The NCAA Division I Council today agreed to grant an extra year of eligibility to all spring sport athletes, and also allowed schools to keep those student-athletes on scholarship without counting against sport totals.
The Division I Council on Monday voted to allow schools to provide spring-sport student-athletes an additional season of competition and an extension of their period of eligibility.
Members also adjusted financial aid rules to allow teams to carry more members on scholarship to account for incoming recruits and student-athletes who had been in their last year of eligibility who decide to stay. In a nod to the financial uncertainty faced by higher education, the Council vote also provided schools with the flexibility to give students the opportunity to return for 2020-21 without requiring that athletics aid be provided at the same level awarded for 2019-20. This flexibility applies only to student-athletes who would have exhausted eligibility in 2019-20.
Schools also will have the ability to use the NCAA’s Student Assistance Fund to pay for scholarships for students who take advantage of the additional eligibility flexibility in 2020-21.

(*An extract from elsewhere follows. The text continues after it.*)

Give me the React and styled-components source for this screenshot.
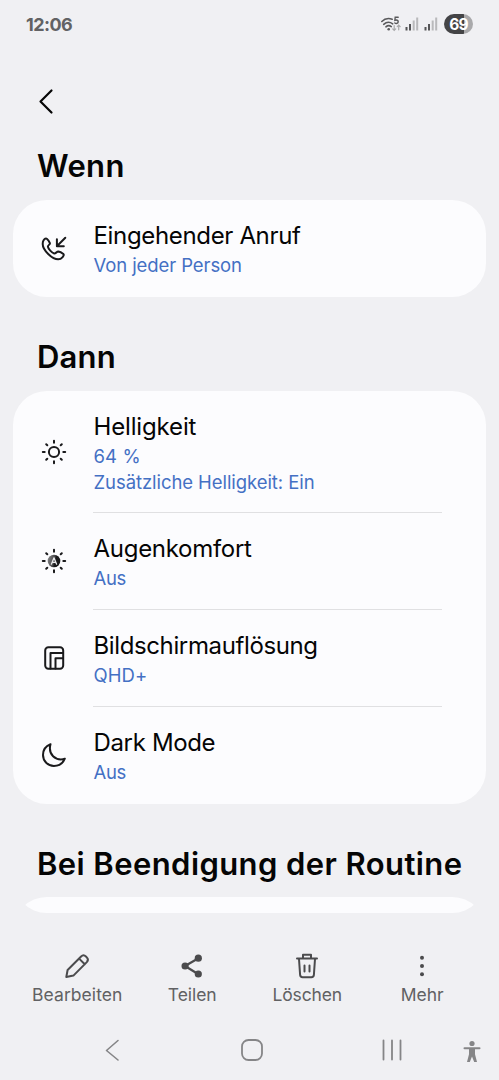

This is good news for spring sports athletes in sports such as baseball, softball, golf, tennis, men’s volleyball, lacrosse and more. But it provides zero relief to winter sports athletes such as basketball, hockey, and others that have been denied the opportunity to compete for championships.
Winter sports were not included in the decision. Council members declined to extend eligibility for student-athletes in sports where all or much of their regular seasons were completed.
So to all the men’s and women’s basketball players that didn’t get a chance to play for conference or national championships, Mark Emmert and the NCAA telling you to to go home or get a job instead of getting a chance to compete for the title with your team you’ve dreamed about since you were a child.
The men’s NCAA basketball tournament averages averages $771 million a year in revenue alone, a number which rises to $1.1 billion a year for 67 games over three weeks in 2025. But apparently there’s just not enough money to do the right thing for all athletes, especially the ones upon which all that revenue is generated.